Par cette reconnaissance de l’IAO comme “seul effecteur soignant à l’accueil“, c’est l’idée, pour Christophe Choquet, de lui permettre de prescrire une sortie vers la médecine générale mais aussi de le former à la prescription de morphine ou d’un acte de radiologie. En somme en faire une sorte de “nurse practitionner“. De quoi, selon lui, améliorer la qualité des soins, réduire les délais et améliorer la satisfaction patient. Pour autant, parvenir à cette évolution suppose pour les urgentistes d'”accepter la coresponsabilisation” de leur service avec cet infirmier et de “sacraliser” ce partage. “Les praticiens doivent être prêts à lâcher de leurs compétences pour faire de l’IAO un vrai collaborateur et non seulement leur exécuteur“. Mais cette “totale révolution” qui implique de “transmettre à cet infirmier une partie de la fonction managériale des urgences” n’est pas une mince affaire, à entendre le médecin de l’AP-HP. Elle permettrait pourtant, d’après lui, d’apporter un soutien plein et entier au “poste le plus casse-gueule du service des urgences“. Encore faut-il qu’en décidant de faire porter à l’IAO l’entière responsabilité de la filière de médecine générale s’en suivent une réelle formation ainsi qu’un effort de rémunération.
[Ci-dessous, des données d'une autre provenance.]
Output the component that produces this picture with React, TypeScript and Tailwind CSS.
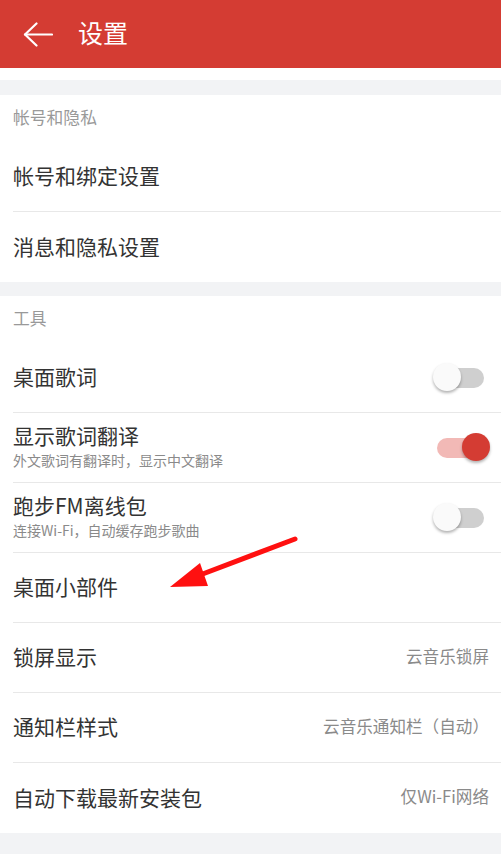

Or, comme le notait la Drees à l’issue de son enquête nationale menée en juin 2013, les IAO n’étaient alors pas pour plus de la moitié d’entre eux formés spécifiquement à leur fonction de tri des patients. Quant à leurs grilles de tri, complète l’urgentiste de Bichat, elles sont trop souvent “pompées sur le web” et se révèlent “inapplicables“.

 

* Par catégorie d’établissements, les IAO sont prioritairement présents en CHU-CHR (95%) puis en cliniques (71%), en CH (66%) et en secteur privé non lucratif (64%).